Saw the new Criterion Edition DVD of Tarkovsky’s “Solaris” and … at the risk of being beaten up by film purists out there, I have to say that seeing the original for a second time now, I prefer the Soderbergh verion. Not only is Soderbergh’s film more concise (which, in all fairness, Tarkovsky was never concerned with), it manages to have more philosophical and psychological depth with fewer words. Tarkovsky’s film is so talky! And the characters just aren’t as interesting. Granted that Soderbergh & company had much better resources and technology, but really Soderbergh’s script is just better. For Tarkovsky I much prefer “Stalker,” an ideal match between story, execution, and director.

I have not been called back about the DJ gig but it’s just as well. I sorta decided that I wasn’t interested. The interview went well and everything. the job itself would be a quite an opportunity and probably fun, but a lot of responsibility and commitment. They told me I’d have to undergo a 3-month ‘apprenticeship’ in the beginning, shadowing DJs for training and during gigs. And this would all be unpaid. Then, once finally ready to do a gig on my own, the pay starts at $15 an hour. Advance set up time (meetings with the client, set list work, etc.) is unpaid, transportation to and from gigs is unpaid. And seeing as how I’d hafta take a taxi everywhere …

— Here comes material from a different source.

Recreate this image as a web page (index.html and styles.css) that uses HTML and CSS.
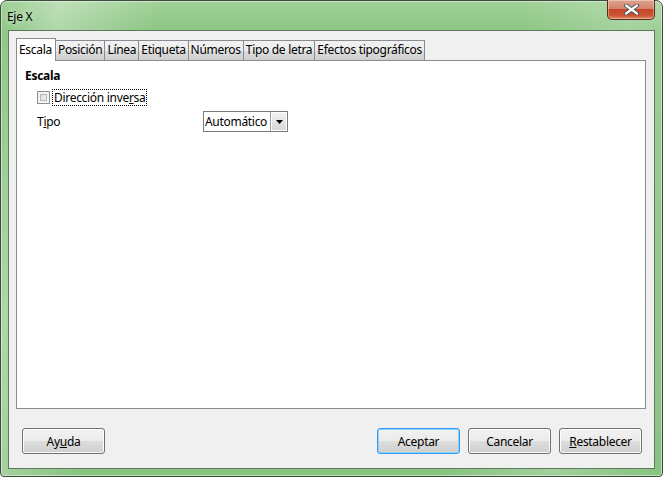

I’d be forced to get a cellphone finally. I really could manage to do the job if I was so committed, holding onto the research job to pay the bills and adding in the DJ thing. But it would take a whole year of DJing before I could really start to live off it. And all my writing projects for the year 2004 would get shafted in a hurry.

I’m 27. If I’d heard of this job maybe 5 years ago, I might be more excited. But, as they told me, “weddings are our bread and butter.” And wedding DJing means basically only 4 kinds of music: 80’s, disco, Motown, Top 40. That’s what people want to hear. I could play that stuff, but …

O it’s a moot point anyhow. I haven’t gotten a call back. They must have assessed my misgivings.

Que Sera Sera.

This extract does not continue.